The rest of the post went on to explain why I think he did not get the support. And THAT was complimentary as well by comparing the lessor lights at hombu compared to the stars with real talent-among whom was, Saotome.
Quote:
Then again, if you really want to appreciate the divine comedy that was the formulation of modern aikido- listen to Prof Goldsbury, who serves as the President of the International Aikikai federation (who's words you have yet to acknowledge) when he, along with many others have tried to tell you that when they all went to Japan they more or less got the ..."oh...now you are going to find out the real truth about aikido, " speech. Some of which is funny, others sad, but pretty much just another tale of organizational control, over a disparate group of near-do-wells, wanna-be's, and also-ran's...all vying for position- many times against some serious talent- who oddly, just didn't give a crap about the politics.
Guess who won?
I included more in the Prewar / post-war thread
Quote:
This Jibes with many "unofficial" commentaries that were made from his prewar deshi, to their own student bases. Any number of whom essentially went and saw what Kisshomaru and Tohei were doing and simply said... that was not aikido.
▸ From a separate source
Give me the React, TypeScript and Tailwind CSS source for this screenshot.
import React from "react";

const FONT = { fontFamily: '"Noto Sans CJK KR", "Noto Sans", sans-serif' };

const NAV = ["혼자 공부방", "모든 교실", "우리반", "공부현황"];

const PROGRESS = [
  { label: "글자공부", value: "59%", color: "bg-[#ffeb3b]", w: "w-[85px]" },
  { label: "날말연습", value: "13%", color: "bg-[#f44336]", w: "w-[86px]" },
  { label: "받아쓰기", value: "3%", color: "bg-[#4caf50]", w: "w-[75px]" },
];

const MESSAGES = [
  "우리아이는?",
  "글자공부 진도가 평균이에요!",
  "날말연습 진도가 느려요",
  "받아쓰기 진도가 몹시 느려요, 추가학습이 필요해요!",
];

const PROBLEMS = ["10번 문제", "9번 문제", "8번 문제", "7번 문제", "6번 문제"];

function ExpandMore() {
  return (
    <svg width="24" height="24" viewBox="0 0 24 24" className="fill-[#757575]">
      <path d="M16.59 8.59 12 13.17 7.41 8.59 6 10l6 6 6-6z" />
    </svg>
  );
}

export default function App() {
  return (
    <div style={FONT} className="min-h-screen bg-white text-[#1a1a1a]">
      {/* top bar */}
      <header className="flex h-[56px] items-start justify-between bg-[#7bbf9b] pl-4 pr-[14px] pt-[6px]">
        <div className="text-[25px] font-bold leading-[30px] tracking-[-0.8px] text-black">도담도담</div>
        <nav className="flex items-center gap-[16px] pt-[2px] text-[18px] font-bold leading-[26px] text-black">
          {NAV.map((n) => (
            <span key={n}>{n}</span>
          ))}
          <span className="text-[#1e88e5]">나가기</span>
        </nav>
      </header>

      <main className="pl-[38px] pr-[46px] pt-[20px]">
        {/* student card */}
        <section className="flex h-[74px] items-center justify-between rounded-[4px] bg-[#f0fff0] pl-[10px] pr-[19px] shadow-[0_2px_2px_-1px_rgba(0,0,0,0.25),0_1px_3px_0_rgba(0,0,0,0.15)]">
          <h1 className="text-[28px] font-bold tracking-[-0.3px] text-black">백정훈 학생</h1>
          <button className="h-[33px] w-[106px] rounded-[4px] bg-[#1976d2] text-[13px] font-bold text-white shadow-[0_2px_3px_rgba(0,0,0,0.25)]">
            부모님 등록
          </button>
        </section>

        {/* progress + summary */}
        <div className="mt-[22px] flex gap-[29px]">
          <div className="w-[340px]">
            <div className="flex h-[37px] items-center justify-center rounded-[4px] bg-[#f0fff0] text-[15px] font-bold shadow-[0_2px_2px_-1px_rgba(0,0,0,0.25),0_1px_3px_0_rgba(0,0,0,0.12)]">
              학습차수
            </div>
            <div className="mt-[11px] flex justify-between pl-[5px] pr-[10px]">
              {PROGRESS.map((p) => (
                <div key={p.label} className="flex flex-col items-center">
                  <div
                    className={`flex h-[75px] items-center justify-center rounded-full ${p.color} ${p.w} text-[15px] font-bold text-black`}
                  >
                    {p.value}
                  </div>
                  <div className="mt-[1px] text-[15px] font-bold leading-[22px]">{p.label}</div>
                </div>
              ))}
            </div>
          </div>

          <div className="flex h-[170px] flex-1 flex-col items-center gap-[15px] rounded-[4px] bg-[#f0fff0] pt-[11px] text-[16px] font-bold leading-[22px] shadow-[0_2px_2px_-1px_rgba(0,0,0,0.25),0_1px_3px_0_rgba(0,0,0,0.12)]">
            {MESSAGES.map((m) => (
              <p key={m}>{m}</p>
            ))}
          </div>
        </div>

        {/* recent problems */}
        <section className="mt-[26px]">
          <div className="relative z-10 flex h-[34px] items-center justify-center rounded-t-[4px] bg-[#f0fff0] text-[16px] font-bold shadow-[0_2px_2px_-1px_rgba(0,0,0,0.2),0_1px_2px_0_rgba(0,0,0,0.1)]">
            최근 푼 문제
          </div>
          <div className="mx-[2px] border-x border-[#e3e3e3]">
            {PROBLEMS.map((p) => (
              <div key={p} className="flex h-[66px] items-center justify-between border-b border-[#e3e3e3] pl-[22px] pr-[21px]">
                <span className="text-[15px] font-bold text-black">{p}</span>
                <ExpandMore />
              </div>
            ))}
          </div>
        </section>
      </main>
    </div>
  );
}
Further comment from another previously untranslated interview with Kuroiwa (1950-60's deshi).
Q: Did you sit at the same table with the Founder and Sawai Sensei and Oyama Sensei?
A: No, but I did overhear Oyama Sensei say "Aikido will disappear after Ueshiba Sensei dies". I also believe that to be the truth.

...I think that today's Aikido basics are mostly Yamaguchi Sensei's showy Aikido. Maybe about 95 percent.
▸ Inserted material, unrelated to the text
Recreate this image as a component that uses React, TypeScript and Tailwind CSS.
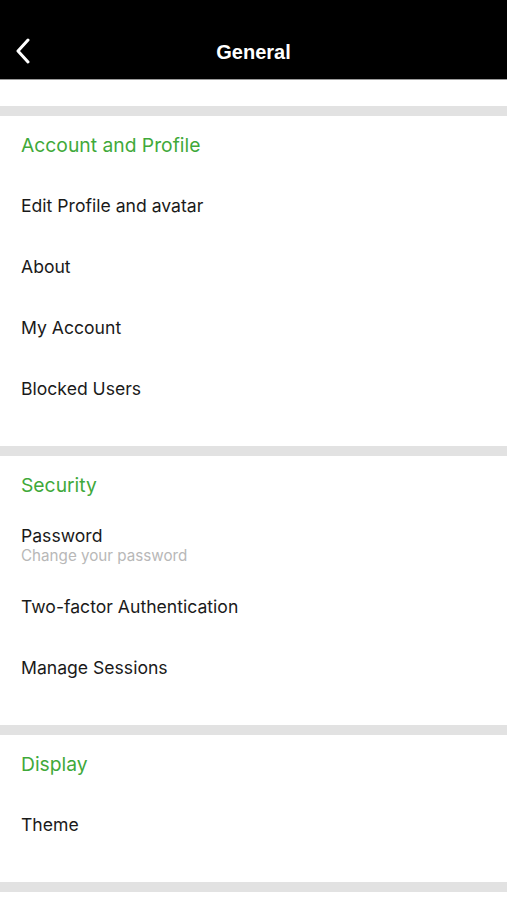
import React from 'react';

interface Item {
  title: string;
  subtitle?: string;
}

interface Section {
  title: string;
  items: Item[];
}

const sections: Section[] = [
  {
    title: 'Account and Profile',
    items: [
      { title: 'Edit Profile and avatar' },
      { title: 'About' },
      { title: 'My Account' },
      { title: 'Blocked Users' },
    ],
  },
  {
    title: 'Security',
    items: [
      { title: 'Password', subtitle: 'Change your password' },
      { title: 'Two-factor Authentication' },
      { title: 'Manage Sessions' },
    ],
  },
  {
    title: 'Display',
    items: [{ title: 'Theme' }],
  },
];

const App: React.FC = () => {
  return (
    <div className="w-[507px] min-h-[900px] bg-white font-['Inter',sans-serif]">
      <div className="h-[79px] bg-black relative">
        <button className="absolute left-[14px] top-[38px] text-white">
          <svg width="20" height="26" viewBox="0 0 20 26" fill="none">
            <path d="M14 2 L4 13 L14 24" stroke="white" strokeWidth="3" strokeLinecap="round" strokeLinejoin="round" />
          </svg>
        </button>
        <h1 className="pt-[40px] text-center text-white text-[20px] leading-[24px] font-semibold font-['Liberation_Sans',sans-serif]">
          General
        </h1>
      </div>
      <div className="h-px bg-[#9a9a9a]" />
      <div className="h-[26px]" />

      {sections.map(section => (
        <div key={section.title}>
          <div className="h-[10px] bg-[#e2e2e2]" />
          <div className="pb-[28px]">
            <div className="h-[58px] flex items-center px-[21px] pt-[1px]">
              <span className="text-[19.3px] text-[#3fa93a]">{section.title}</span>
            </div>
            {section.items.map(item => (
              <div key={item.title} className="h-[61px] flex flex-col justify-center px-[21px] pt-[1px]">
                <span className="text-[17.6px] text-[#1a1a1a] leading-[21px]">{item.title}</span>
                {item.subtitle && (
                  <span className="text-[15.2px] text-[#b8b8b8] leading-[19px]">{item.subtitle}</span>
                )}
              </div>
            ))}
          </div>
        </div>
      ))}
      <div className="h-[10px] bg-[#e2e2e2]" />
    </div>
  );
};

export default App;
From 2004. A Koryu teacher who received nidan under Ueshiba
"I recognized that energy work you are doing. When O sensei would show up everything would stop and we would do that. They don't teach that anymore you know. It's not in Modern aikido!"
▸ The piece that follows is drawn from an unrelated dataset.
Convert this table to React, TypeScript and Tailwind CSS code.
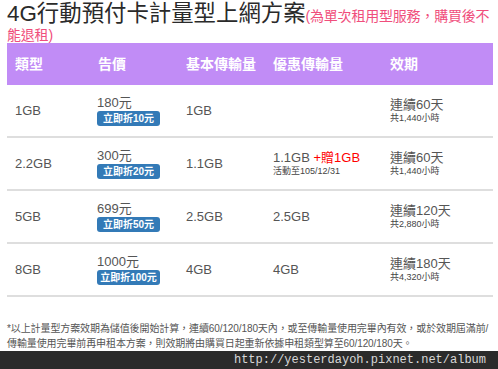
import React from "react";

const font = { fontFamily: '"Liberation Sans", Arial, "Noto Sans CJK TC", sans-serif' };

type Row = {
  type: string;
  price: string;
  off: string;
  base: string;
  promo?: { main: string; gift: string; note: string };
  days: string;
  hours: string;
};

const rows: Row[] = [
  { type: "1GB", price: "180元", off: "10元", base: "1GB", days: "連續60天", hours: "共1,440小時" },
  {
    type: "2.2GB",
    price: "300元",
    off: "20元",
    base: "1.1GB",
    promo: { main: "1.1GB ", gift: "+贈1GB", note: "活動至105/12/31" },
    days: "連續60天",
    hours: "共1,440小時",
  },
  { type: "5GB", price: "699元", off: "50元", base: "2.5GB", promo: { main: "2.5GB", gift: "", note: "" }, days: "連續120天", hours: "共2,880小時" },
  { type: "8GB", price: "1000元", off: "100元", base: "4GB", promo: { main: "4GB", gift: "", note: "" }, days: "連續180天", hours: "共4,320小時" },
];

const cols = "grid grid-cols-[83px_88px_87px_117px_111px]";

export default function App() {
  return (
    <div className="w-[498px] h-[369px] bg-white flex flex-col overflow-hidden" style={font}>
      <div className="pl-[7px] pr-[3px] text-[14px] leading-[15px] text-[#f04e7c] h-[43px]">
        <span className="text-[22.4px] leading-[28px] text-[#2a2a2a] align-baseline">4G行動預付卡計量型上網方案</span>
        <span className="tracking-[-0.2px]">(為單次租用型服務，購買後不能退租)</span>
      </div>

      <div className="ml-[7px] w-[486px]">
        <div className={`${cols} h-[42px] items-center bg-[#c18cf6] text-white font-bold text-[14px]`}>
          <div className="pl-[8px]">類型</div>
          <div className="pl-[8px]">告價</div>
          <div className="pl-[8px]">基本傳輸量</div>
          <div className="pl-[8px]">優惠傳輸量</div>
          <div className="pl-[8px]">效期</div>
        </div>
        {rows.map((r) => (
          <div key={r.type} className={`${cols} h-[53px] items-center border-b-2 border-[#dedede] text-[#555] text-[13px]`}>
            <div className="pl-[8px]">{r.type}</div>
            <div className="pl-[7px] flex flex-col items-start">
              <div className="leading-[15px]">{r.price}</div>
              <div className="mt-[1px] w-[63px] h-[15px] rounded-[3px] bg-[#337ab7] text-white text-[10px] font-bold leading-[15px] text-center">
                立即折{r.off}
              </div>
            </div>
            <div className="pl-[8px]">{r.base}</div>
            <div className="pl-[8px] flex flex-col">
              {r.promo && (
                <>
                  <div className="leading-[16px]">
                    {r.promo.main}
                    {r.promo.gift && <span className="text-[#f00]">{r.promo.gift}</span>}
                  </div>
                  {r.promo.note && <div className="text-[9px] leading-[11px] text-[#444]">{r.promo.note}</div>}
                </>
              )}
            </div>
            <div className="pl-[8px] flex flex-col">
              <div className="leading-[16px]">{r.days}</div>
              <div className="text-[9px] leading-[11px] text-[#444]">{r.hours}</div>
            </div>
          </div>
        ))}
      </div>

      <div className="ml-[7px] mt-[24px] w-[486px] text-[10px] leading-[15px] text-[#555] tracking-[-0.1px]">
        *以上計量型方案效期為儲值後開始計算，連續60/120/180天內，或至傳輸量使用完畢內有效，或於效期屆滿前/傳輸量使用完畢前再申租本方案，則效期將由購買日起重新依據申租類型算至60/120/180天。
      </div>

      <div className="mt-auto h-[21px] bg-[#2b2b2b] flex items-center justify-end pr-[12px]">
        <span className="text-[12px] text-[#d8d8d8]" style={{ fontFamily: '"Liberation Mono", "Courier New", monospace' }}>
          http://yesterdayoh.pixnet.net/album
        </span>
      </div>
    </div>
  );
}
Shirata, as well as Shioda's opinions echo the above.
I think the post war deshi with some real talent, saw what the prewar deshi saw; that Kisshomaru was never going to do the old mans aikido, and those who tried were distanced. It appears, at least on the surface, that not one of the stars did well against Kisshomaru's political machine. And why should they?
Kisshomaru, like his peer Tokimune Takeda, was trying to codify and make a cogent system out of the mess his dad left him. Yes I said that. The fact that he had to do it, and that he was not a talent like his father was quite a headwind.
What to do, what to do...
Against that backdrop you had very talented men who could wind up owning the new burgeoning "system" with systems of their own, thus factionalizing the art. This not because they were bad guys...just that they were talented and ...well...people being people, many times smart Johnnies go where the talent is. And when you read the interviews and read between the lines that is exactly what was happening. The solution? Distance yourself from the bright lights, then distance them from selected others who -if they were either self aware of their failings, or overly confident- would step in to support a bland codified middle.
1. This identifies and establishes your base of support.
2. Both the less talented and the over confident will rush toward it.
3. As is usual, the real talent...leaves; either under pressure or in disgust.

Most in the Aikido community already know this stuff. It's only new information to some people like our Mr. McGrew.


Like I said, this is nothing new, not only in Budo, but in Business. Another interesting note is that many people coast through life and never look closely enough or have the where-with-all to even recognize true talent when it hits them in the face. Many times it's an easy process to herd them into a cohesive and supportive organization that just wants to know their place, what the requirements are and how to all get along.

Shaw said it best:
"A reasonable man looks at the world and thinks how best he can change to fit in.
An unreasonable man looks at the world, and thinks how best he can change it to suit him.
It's no small wonder that the world is ruled by unreasonable men."

Dan

Last edited by DH : 12-02-2011 at 10:13 AM.